We leave the podcast none-the-wiser over how the hosts would have approached this major international policy shift, but well aware that Osborne is still bitter about the referendum.

Or take another example. Earlier in the podcast, Osborne reports on the spat between former Prime Minister Liz Truss and former Bank of England governor Mark Carney. Carney said this week that though Brexiteers had “tried to create Singapore on the Thames, the Truss government instead delivered Argentina on the Channel.” Truss responded that criticism from the likes of Carney came in part because he and other central bankers didn’t want to admit their own culpability for recent failures.

Cue a flurry of well-rehearsed Balls and Osborne complaints about how Truss was wrong to dub so many institutions as a left-wing establishment, wrong to “attack” the Bank of England during her leadership campaign, and wrong to sideline the OBR before her ill-fated mini-budget. And yes: Truss made big mistakes around the scale of borrowing and in not having the OBR do a forecast alongside her tax and spending plans. She definitely overstates how much the OBR and BoE, as opposed to the bond markets, proved the binding constraint on her agenda.

But do you know what Balls and Osborne didn’t address in this discussion? Whether Truss had a point that the independent Bank of England was culpable for the surge in inflation and for ailing to spot the LDI crisis.

The Bank of England is an inflation-targeting central bank, let’s not forget, and its target is 2 percent annual inflation. Inflation peaked at 11.1 percent last October. Are politicians not allowed to have a view on how well the MPC is doing its job? Truss’s original criticism of the Bank of England, remember, is that they had created too much money, imposing unnecessary pain on households through higher inflation. She was saying this week that politicians get scrutinized for their actions (as she has), but that central bankers seemed to have skirted evaluation for their own records. Do Osborne and Balls actually disagree?

Now maybe both Balls and Osborne subscribe to the view that the loose money during the pandemic was a worthwhile bet to encourage a strong recovery and that, contra its inflation target, the BoE was also correct to “look through” the supply-shocks of 2021–22 and allow inflation to rise hugely above target. But do they actually think the Bank knowingly “allowed” inflation? Or do they think that the MPC simply misjudged their original monetary stimulus relative to the productive capacity of the economy? Again, the hosts leave us in the dark about their own views.
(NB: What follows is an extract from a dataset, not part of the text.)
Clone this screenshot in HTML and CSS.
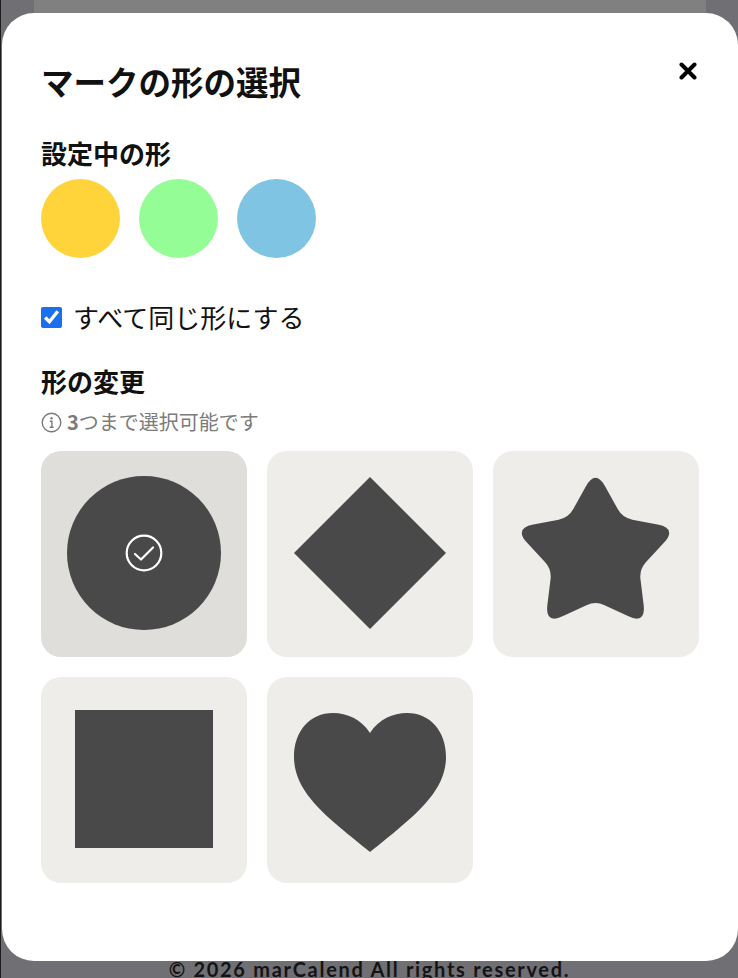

The absence of their thoughts gives every impression that both hold an anodyne view that sees the complete independence of institutions like the Bank as ensuring they are the sheer pinnacle of effectiveness. Where does this come from? Perhaps after the Bank kept inflation so well anchored between 1997 and 2021, Balls and Osborne just can’t compute that the recent surge might be, in part, the Bank’s fault. But we don’t know, because this podcast focuses on pushing back politically against Truss, rather than exploring her argument more deeply.

That, really, is my complaint about this show so far. It has the potential to be extremely enlightening — much more so than other political podcasts. But at times it currently serves to highlight the narrow range of acceptable wisdom about economics in Westminster, and seems more interested in settling new and old scores than exploring the economics.